さらに注目すべきは、リカレントルール導入週(5週目)にもiLiFE!『アイドルライフエクストラパック』はストリーミング指標が100位未満から70位へと上昇しながら、それより大きな上昇が生まれているという点。9月3日公開分において同作品のストリーミング指標は63→18位と急伸し、総合でも67→20位と推移しています。そして最新10月1日公開分にてストリーミング指標(15位)、総合(19位)共に最高位を更新した形です。
iLiFE!『アイドルライフエクストラパック』が大きく上昇した9月3日公開分のビルボードジャパンアルバムチャートは、8月25~31日が集計期間となります。この週はiLiFE!にとって大きな出来事がいくつも生まれ、それがチャートにも反映されたといっていいでしょう。
iLiFE!は8月27日に初の日本武道館公演を開催していますが、その直前となる8月25日にメンバーの脱退、さらに翌日にはリーダー(当時)の降格等処分が発表されています。上記ライブレポートでは脱退するメンバーが途中まで参加したこと等が触れられており、ともすればコアファンにとってこの公演は複雑に映ったのかもしれません。
一方で脱退や処分等のアナウンスが武道館公演、そしてiLiFE!自体の注目度を(特にコアファン以外に対して)高めたのではと感じています。先述したアルバムの上昇に加えて、アルバムチャートとソングチャートを合算したトップアーティストチャートでは9月3日公開分にて93位に入り2023年1月18日公開分(総合86位)以来となる100位以内エントリーを果たすと、以降82→85→75→89位と推移。5週続けて100位以内に登場しています。

(上記CHART insightは直近60週分となります。

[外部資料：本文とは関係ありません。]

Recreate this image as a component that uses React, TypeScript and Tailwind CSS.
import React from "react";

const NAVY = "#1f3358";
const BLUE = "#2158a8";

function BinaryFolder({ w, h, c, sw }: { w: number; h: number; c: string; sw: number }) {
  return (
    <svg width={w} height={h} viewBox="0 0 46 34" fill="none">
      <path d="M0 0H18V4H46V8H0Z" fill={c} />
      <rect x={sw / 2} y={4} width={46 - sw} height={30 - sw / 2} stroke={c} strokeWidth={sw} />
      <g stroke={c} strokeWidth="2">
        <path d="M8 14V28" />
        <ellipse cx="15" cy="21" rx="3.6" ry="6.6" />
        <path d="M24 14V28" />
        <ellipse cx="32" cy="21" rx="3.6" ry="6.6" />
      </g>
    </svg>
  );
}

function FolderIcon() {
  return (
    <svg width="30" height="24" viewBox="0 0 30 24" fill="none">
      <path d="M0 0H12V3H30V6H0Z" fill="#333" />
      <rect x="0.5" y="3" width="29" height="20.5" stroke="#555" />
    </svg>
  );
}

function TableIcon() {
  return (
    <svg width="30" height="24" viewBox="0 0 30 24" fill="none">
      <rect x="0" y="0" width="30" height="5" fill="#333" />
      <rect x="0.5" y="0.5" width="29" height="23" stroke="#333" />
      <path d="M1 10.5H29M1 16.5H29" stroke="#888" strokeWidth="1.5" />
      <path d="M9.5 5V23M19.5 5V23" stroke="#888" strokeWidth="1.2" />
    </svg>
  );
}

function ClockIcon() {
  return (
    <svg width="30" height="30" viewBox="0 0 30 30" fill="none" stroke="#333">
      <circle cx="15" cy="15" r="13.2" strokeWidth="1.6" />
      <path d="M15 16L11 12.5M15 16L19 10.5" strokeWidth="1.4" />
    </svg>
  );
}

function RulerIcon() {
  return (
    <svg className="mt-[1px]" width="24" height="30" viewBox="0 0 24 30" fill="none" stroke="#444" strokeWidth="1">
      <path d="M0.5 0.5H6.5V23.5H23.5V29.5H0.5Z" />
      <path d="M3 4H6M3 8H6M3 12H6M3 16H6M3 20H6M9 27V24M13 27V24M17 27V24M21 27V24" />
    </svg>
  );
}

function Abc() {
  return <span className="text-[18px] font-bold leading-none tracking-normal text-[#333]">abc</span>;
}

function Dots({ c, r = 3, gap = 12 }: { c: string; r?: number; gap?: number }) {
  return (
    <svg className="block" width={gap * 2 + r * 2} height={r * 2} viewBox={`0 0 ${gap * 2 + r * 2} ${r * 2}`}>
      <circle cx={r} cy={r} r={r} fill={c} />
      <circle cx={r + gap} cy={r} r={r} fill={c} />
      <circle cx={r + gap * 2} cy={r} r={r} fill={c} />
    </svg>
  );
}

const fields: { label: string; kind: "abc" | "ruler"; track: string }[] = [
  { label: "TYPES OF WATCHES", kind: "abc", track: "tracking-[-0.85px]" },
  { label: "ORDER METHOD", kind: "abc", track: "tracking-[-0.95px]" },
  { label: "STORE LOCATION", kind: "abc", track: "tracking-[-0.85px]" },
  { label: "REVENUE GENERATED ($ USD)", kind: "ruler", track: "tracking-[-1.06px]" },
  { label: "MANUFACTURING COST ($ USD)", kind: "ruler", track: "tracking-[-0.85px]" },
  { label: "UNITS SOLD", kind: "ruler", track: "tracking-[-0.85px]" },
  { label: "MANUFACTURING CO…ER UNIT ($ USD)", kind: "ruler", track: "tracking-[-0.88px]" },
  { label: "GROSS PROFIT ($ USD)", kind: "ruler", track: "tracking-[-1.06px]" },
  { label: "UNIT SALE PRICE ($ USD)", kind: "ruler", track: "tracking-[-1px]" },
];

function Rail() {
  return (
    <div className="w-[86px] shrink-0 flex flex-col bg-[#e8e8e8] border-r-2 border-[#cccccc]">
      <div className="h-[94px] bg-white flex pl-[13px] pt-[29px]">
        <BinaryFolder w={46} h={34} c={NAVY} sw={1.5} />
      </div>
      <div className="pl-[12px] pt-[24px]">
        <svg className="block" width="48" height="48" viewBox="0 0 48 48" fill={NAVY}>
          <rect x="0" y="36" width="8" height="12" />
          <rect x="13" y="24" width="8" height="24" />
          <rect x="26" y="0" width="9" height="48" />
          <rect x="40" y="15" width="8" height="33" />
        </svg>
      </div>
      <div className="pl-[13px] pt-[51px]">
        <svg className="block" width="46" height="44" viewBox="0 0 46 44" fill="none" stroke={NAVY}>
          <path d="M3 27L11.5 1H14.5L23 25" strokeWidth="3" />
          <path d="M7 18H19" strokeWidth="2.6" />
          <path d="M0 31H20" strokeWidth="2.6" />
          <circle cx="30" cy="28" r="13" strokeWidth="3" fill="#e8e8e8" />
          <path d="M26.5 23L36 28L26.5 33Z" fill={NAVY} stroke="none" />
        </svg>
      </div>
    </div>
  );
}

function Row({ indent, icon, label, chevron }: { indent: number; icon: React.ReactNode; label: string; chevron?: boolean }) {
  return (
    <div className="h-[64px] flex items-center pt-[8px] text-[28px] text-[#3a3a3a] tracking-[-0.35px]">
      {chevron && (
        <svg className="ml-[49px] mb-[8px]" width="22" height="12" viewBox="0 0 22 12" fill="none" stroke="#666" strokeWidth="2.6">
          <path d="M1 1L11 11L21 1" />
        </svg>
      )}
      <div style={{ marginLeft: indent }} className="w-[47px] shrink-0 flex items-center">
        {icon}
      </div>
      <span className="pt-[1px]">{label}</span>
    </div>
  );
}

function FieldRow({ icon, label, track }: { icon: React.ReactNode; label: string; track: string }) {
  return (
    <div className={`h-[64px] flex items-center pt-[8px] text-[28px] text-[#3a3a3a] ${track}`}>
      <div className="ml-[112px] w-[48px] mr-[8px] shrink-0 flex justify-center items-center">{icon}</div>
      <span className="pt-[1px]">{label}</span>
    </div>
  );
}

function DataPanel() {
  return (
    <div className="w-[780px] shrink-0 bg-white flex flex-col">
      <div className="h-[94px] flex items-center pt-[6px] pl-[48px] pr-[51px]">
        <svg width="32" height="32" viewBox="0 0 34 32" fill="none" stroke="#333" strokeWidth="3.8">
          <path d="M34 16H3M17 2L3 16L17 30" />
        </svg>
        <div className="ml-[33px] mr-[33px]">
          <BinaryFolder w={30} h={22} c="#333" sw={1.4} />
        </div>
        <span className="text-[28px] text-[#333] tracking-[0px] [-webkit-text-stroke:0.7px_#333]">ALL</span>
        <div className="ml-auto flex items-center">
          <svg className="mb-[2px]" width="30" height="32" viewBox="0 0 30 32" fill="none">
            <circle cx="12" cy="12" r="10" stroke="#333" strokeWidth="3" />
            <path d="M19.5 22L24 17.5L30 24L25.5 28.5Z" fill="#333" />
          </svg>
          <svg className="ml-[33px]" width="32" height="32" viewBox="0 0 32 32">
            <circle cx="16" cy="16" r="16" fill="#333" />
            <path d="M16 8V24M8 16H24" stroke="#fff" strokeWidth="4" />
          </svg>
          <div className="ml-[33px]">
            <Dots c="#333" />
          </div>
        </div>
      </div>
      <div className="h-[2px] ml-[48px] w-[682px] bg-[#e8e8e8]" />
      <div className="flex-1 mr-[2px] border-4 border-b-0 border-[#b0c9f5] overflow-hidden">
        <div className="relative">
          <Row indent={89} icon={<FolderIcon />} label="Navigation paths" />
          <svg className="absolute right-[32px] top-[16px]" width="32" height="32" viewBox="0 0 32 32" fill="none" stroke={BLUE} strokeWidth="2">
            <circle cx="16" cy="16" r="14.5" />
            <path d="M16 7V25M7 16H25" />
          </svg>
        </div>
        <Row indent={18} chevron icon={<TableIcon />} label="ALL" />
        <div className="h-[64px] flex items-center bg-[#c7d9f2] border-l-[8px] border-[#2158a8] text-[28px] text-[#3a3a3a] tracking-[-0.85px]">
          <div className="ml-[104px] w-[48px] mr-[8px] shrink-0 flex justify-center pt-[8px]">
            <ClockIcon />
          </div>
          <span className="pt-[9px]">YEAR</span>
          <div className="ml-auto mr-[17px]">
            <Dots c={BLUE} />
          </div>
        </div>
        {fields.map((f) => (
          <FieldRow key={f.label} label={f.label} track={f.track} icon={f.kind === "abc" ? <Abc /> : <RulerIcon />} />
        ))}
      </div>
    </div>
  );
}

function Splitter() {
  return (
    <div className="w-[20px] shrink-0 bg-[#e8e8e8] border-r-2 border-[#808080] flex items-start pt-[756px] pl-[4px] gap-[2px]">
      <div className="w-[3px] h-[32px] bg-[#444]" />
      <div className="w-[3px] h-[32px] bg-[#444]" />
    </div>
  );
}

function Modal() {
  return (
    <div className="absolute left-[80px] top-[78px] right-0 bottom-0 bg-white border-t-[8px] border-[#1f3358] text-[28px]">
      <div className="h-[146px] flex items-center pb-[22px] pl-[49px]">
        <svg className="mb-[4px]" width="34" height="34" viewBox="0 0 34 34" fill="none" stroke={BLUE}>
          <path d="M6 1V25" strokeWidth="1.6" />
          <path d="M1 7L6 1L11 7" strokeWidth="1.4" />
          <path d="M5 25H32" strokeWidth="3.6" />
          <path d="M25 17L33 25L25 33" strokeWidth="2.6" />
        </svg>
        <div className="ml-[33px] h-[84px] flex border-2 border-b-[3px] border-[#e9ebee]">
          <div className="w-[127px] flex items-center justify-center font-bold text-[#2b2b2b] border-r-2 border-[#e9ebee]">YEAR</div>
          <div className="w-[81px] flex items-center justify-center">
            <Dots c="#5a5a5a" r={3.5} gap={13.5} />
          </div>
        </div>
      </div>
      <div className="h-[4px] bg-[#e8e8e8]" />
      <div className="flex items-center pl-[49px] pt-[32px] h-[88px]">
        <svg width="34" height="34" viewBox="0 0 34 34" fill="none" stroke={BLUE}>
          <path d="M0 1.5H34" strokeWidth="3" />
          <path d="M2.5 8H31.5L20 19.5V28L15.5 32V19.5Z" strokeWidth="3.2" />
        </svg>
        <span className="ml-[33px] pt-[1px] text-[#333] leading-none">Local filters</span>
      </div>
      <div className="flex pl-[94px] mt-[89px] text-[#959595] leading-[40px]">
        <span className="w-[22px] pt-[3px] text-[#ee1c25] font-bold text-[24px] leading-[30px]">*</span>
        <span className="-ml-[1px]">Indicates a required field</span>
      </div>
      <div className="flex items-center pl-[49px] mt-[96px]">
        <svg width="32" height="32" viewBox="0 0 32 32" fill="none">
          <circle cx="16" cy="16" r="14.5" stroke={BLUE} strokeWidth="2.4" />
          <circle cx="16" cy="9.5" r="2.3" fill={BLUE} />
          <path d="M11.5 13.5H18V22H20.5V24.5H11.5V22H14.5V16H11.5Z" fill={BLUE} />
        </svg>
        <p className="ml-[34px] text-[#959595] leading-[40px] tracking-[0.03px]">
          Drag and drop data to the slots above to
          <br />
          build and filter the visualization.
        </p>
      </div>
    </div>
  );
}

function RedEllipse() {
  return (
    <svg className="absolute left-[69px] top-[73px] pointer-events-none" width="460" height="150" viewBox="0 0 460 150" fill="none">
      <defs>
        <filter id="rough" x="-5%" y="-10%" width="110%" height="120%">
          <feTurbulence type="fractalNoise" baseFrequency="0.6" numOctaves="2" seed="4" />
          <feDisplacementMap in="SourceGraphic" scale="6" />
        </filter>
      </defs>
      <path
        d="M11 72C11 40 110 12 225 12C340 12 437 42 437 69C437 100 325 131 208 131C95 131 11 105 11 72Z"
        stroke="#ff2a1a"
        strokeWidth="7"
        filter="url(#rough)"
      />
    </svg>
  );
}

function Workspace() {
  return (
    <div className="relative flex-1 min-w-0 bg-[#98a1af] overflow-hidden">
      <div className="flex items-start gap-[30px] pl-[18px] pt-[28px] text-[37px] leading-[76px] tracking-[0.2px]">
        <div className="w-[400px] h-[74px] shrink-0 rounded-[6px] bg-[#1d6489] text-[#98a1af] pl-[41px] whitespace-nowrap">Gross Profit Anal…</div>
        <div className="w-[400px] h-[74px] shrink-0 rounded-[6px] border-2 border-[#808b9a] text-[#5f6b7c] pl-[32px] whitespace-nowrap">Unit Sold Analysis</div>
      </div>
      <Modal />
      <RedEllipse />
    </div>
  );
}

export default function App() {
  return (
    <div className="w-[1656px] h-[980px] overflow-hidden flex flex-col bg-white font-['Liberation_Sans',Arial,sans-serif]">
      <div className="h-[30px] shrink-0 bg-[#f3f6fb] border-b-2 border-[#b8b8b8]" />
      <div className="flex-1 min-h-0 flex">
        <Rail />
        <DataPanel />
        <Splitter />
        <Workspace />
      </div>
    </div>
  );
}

)
なお、iLiFE!が初めてトップアーティストチャートで100位以内に登場した2023年1月18日公開分は、アルバム『アイライフスターターパック』がフィジカルセールス指標7位に初登場し(ダウンロードは前週100位未満ながらカウント対象に)、総合でも9位に登場したタイミングとなります。
言い換えれば、直近でのトップアーティストチャートにおける100位以内エントリーは、『アイドルライフエクストラパック』がフィジカルセールス指標未カウントながらストリーミングの強さがチャートインにつながったと捉えていいでしょう。なお『アイライフスターターパック』は今年9月3日公開分以降5週連続で、ストリーミング指標が100位未満ながら加点されています。

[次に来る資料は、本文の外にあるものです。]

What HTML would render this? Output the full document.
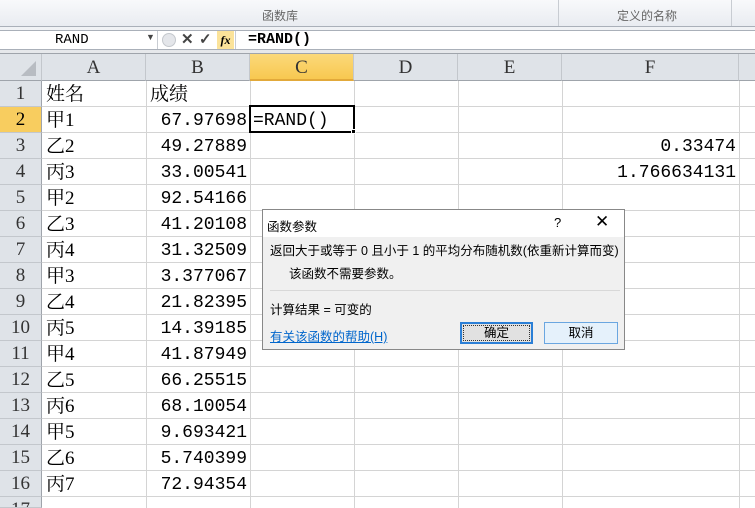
<!DOCTYPE html><html><head><meta charset="utf-8"><style>
*{margin:0;padding:0;box-sizing:border-box}
html,body{width:755px;height:508px;overflow:hidden}
body{background:#fff;position:relative;font-family:"Liberation Serif","Noto Serif CJK SC",serif}
.a{position:absolute}
.rib{left:0;top:0;width:755px;height:27px;background:linear-gradient(#f8f9fb,#e9ecf1);border-bottom:1px solid #aab0b9;font:12px "Liberation Sans","Noto Sans CJK SC",sans-serif;color:#666}
.cell{position:absolute;font-size:19px;line-height:26px;color:#000;white-space:nowrap}
.num{font-family:"Liberation Mono","Noto Serif CJK SC",monospace;font-size:18px;text-align:right}
.hdr{position:absolute;top:54px;height:27px;background:#dfe3e8;border-right:1px solid #c3c7cc;border-bottom:1px solid #9fa4ab;text-align:center;font-size:19px;line-height:27px;color:#333}
.rh{position:absolute;left:0;width:42px;height:26px;background:#dfe3e8;border-bottom:1px solid #c3c7cc;border-right:1px solid #9fa4ab;text-align:center;font-size:19px;line-height:26px;color:#333}
.dlg{left:262px;top:209px;width:363px;height:141px;background:#f0f0f0;border:1px solid #888;font:12.5px "Liberation Sans","Noto Sans CJK SC",sans-serif;color:#000}
</style></head><body>
<div class="a rib"><span class="a" style="left:262px;top:7px">函数库</span><div class="a" style="left:558px;top:0;height:26px;border-left:1px solid #c8ccd2"></div><span class="a" style="left:617px;top:7px">定义的名称</span><div class="a" style="left:731px;top:0;height:26px;border-left:1px solid #c8ccd2"></div></div>
<div class="a" style="left:0;top:27px;width:755px;height:27px;background:#f0f2f5"></div>
<div class="a" style="left:0;top:30px;width:755px;height:20px;background:#fff;border-top:1px solid #aab0b9;border-bottom:1px solid #aab0b9"></div>
<div class="a" style="left:0;top:50px;width:755px;height:4px;background:#e6e8eb;border-bottom:1px solid #9fa4ab"></div>
<div class="a" style="left:55px;top:32px;font:14px 'Liberation Mono',monospace">RAND</div>
<div class="a" style="left:146px;top:32px;font-size:9px;color:#444">▼</div>
<div class="a" style="left:157px;top:31px;width:1px;height:18px;background:#c8ccd2"></div>
<div class="a" style="left:162px;top:33px;width:14px;height:14px;border-radius:50%;background:#e4e6ea;border:1px solid #c4c8cd"></div>
<div class="a" style="left:181px;top:30px;font:bold 15px 'Liberation Sans',sans-serif;color:#444">✕</div>
<div class="a" style="left:199px;top:30px;font:bold 15px 'Liberation Sans',sans-serif;color:#444">✓</div>
<div class="a" style="left:217px;top:31px;width:17px;height:18px;background:#fbe39a;font:italic bold 12px 'Liberation Serif',serif;text-align:center;line-height:18px">fx</div>
<div class="a" style="left:235px;top:31px;width:1px;height:18px;background:#c8ccd2"></div>
<div class="a" style="left:248px;top:31px;font:bold 15px 'Liberation Mono',monospace">=RAND()</div>
<div class="hdr" style="left:0;width:42px"><svg width="42" height="27"><polygon points="36,7 36,22 21,22" fill="#b8bcc2"/></svg></div>
<div class="hdr" style="left:42px;width:104px">A</div><div class="hdr" style="left:146px;width:104px">B</div>
<div class="hdr" style="left:250px;width:104px;background:linear-gradient(#fbd97a,#f8c850);border-bottom:2px solid #e2a93a">C</div>
<div class="hdr" style="left:354px;width:104px">D</div><div class="hdr" style="left:458px;width:104px">E</div><div class="hdr" style="left:562px;width:177px">F</div><div class="hdr" style="left:739px;width:20px"></div>
<svg class="a" style="left:42px;top:81px" width="713" height="427">
<g stroke="#d4d4d4" stroke-width="1">
<line x1="104.5" y1="0" x2="104.5" y2="427"/><line x1="208.5" y1="0" x2="208.5" y2="427"/><line x1="312.5" y1="0" x2="312.5" y2="427"/><line x1="416.5" y1="0" x2="416.5" y2="427"/><line x1="520.5" y1="0" x2="520.5" y2="427"/><line x1="697.5" y1="0" x2="697.5" y2="427"/>
<line x1="0" y1="25.5" x2="713" y2="25.5"/><line x1="0" y1="51.5" x2="713" y2="51.5"/><line x1="0" y1="77.5" x2="713" y2="77.5"/><line x1="0" y1="103.5" x2="713" y2="103.5"/><line x1="0" y1="129.5" x2="713" y2="129.5"/><line x1="0" y1="155.5" x2="713" y2="155.5"/><line x1="0" y1="181.5" x2="713" y2="181.5"/><line x1="0" y1="207.5" x2="713" y2="207.5"/><line x1="0" y1="233.5" x2="713" y2="233.5"/><line x1="0" y1="259.5" x2="713" y2="259.5"/><line x1="0" y1="285.5" x2="713" y2="285.5"/><line x1="0" y1="311.5" x2="713" y2="311.5"/><line x1="0" y1="337.5" x2="713" y2="337.5"/><line x1="0" y1="363.5" x2="713" y2="363.5"/><line x1="0" y1="389.5" x2="713" y2="389.5"/><line x1="0" y1="415.5" x2="713" y2="415.5"/>
</g></svg>
<div class="a" style="left:249px;top:105px;width:106px;height:28px;border:2px solid #000"></div>
<div class="a" style="left:351px;top:129px;width:5px;height:5px;background:#000;border:1px solid #fff"></div>
<div class="rh" style="top:81px">1</div><div class="rh" style="top:107px;background:#f8cd5f;color:#000">2</div><div class="rh" style="top:133px">3</div><div class="rh" style="top:159px">4</div><div class="rh" style="top:185px">5</div><div class="rh" style="top:211px">6</div><div class="rh" style="top:237px">7</div><div class="rh" style="top:263px">8</div><div class="rh" style="top:289px">9</div><div class="rh" style="top:315px">10</div><div class="rh" style="top:341px">11</div><div class="rh" style="top:367px">12</div><div class="rh" style="top:393px">13</div><div class="rh" style="top:419px">14</div><div class="rh" style="top:445px">15</div><div class="rh" style="top:471px">16</div><div class="rh" style="top:497px;height:11px;overflow:hidden">17</div>
<div class="cell" style="left:46px;top:82px">姓名</div><div class="cell" style="left:150px;top:82px">成绩</div>
<div class="cell" style="left:46px;top:108px">甲1</div><div class="cell" style="left:46px;top:134px">乙2</div><div class="cell" style="left:46px;top:160px">丙3</div><div class="cell" style="left:46px;top:186px">甲2</div><div class="cell" style="left:46px;top:212px">乙3</div><div class="cell" style="left:46px;top:238px">丙4</div><div class="cell" style="left:46px;top:264px">甲3</div><div class="cell" style="left:46px;top:290px">乙4</div><div class="cell" style="left:46px;top:316px">丙5</div><div class="cell" style="left:46px;top:342px">甲4</div><div class="cell" style="left:46px;top:368px">乙5</div><div class="cell" style="left:46px;top:394px">丙6</div><div class="cell" style="left:46px;top:420px">甲5</div><div class="cell" style="left:46px;top:446px">乙6</div><div class="cell" style="left:46px;top:472px">丙7</div>
<div class="cell num" style="left:146px;width:101px;top:108px">67.97698</div><div class="cell num" style="left:146px;width:101px;top:134px">49.27889</div><div class="cell num" style="left:146px;width:101px;top:160px">33.00541</div><div class="cell num" style="left:146px;width:101px;top:186px">92.54166</div><div class="cell num" style="left:146px;width:101px;top:212px">41.20108</div><div class="cell num" style="left:146px;width:101px;top:238px">31.32509</div><div class="cell num" style="left:146px;width:101px;top:264px">3.377067</div><div class="cell num" style="left:146px;width:101px;top:290px">21.82395</div><div class="cell num" style="left:146px;width:101px;top:316px">14.39185</div><div class="cell num" style="left:146px;width:101px;top:342px">41.87949</div><div class="cell num" style="left:146px;width:101px;top:368px">66.25515</div><div class="cell num" style="left:146px;width:101px;top:394px">68.10054</div><div class="cell num" style="left:146px;width:101px;top:420px">9.693421</div><div class="cell num" style="left:146px;width:101px;top:446px">5.740399</div><div class="cell num" style="left:146px;width:101px;top:472px">72.94354</div>
<div class="cell" style="left:253px;top:108px;font-family:'Liberation Mono',monospace;font-size:18px">=RAND()</div>
<div class="cell num" style="left:562px;width:174px;top:134px">0.33474</div><div class="cell num" style="left:562px;width:174px;top:160px">1.766634131</div>
<div class="a dlg">
<div class="a" style="left:0;top:0;width:361px;height:27px;background:#fff"></div>
<div class="a" style="left:4px;top:6px">函数参数</div>
<div class="a" style="left:291px;top:5px;font-size:13px">?</div>
<div class="a" style="left:332px;top:2px;font-size:17px;font-weight:300">✕</div>
<div class="a" style="left:7px;top:30px;white-space:nowrap">返回大于或等于 0 且小于 1 的平均分布随机数(依重新计算而变)</div>
<div class="a" style="left:26px;top:53px">该函数不需要参数。</div>
<div class="a" style="left:7px;top:80px;width:350px;height:1px;background:#d8d8d8"></div>
<div class="a" style="left:7px;top:89px">计算结果 = 可变的</div>
<div class="a" style="left:7px;top:116px;color:#0066cc;text-decoration:underline">有关该函数的帮助(H)</div>
<div class="a" style="left:197px;top:112px;width:73px;height:22px;border:2px solid #2b7fd6;background:#e1e1e1;text-align:center;line-height:18px"><div style="margin:1px;border:1px dotted #333;line-height:14px">确定</div></div>
<div class="a" style="left:281px;top:112px;width:74px;height:22px;border:1px solid #6aa6e0;background:#e5f1fb;text-align:center;line-height:20px">取消</div>
</div>
</body></html>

先月公開された若年層向けトレンド調査ではiLiFE!、そして「会いにKiTE!」がランクインしています。複数のバージョンが存在する同曲はビルボードジャパンソングチャートにおいて総合100位以内エントリーこそありませんが、動画再生が強いことがCHART insightから解り(同指標は赤で表示)、ともすればショート動画でより強さが目立つものと推測されます。さらには緑で表示されるカラオケも4週連続で300位以内に入っており、この点からも若年層への浸透を読み取ることができるかもしれません。
(上記は今年5月に公開された「会いにKiTE!」の”コール動画”。)

アルバム『アイドルライフエクストラパック』が上位で安定しているタイミングでその収録曲がソングチャートにも登場すれば、iLiFE!の注目度はさらに高まるかもしれません。今後のiLiFE!の動向に注目です。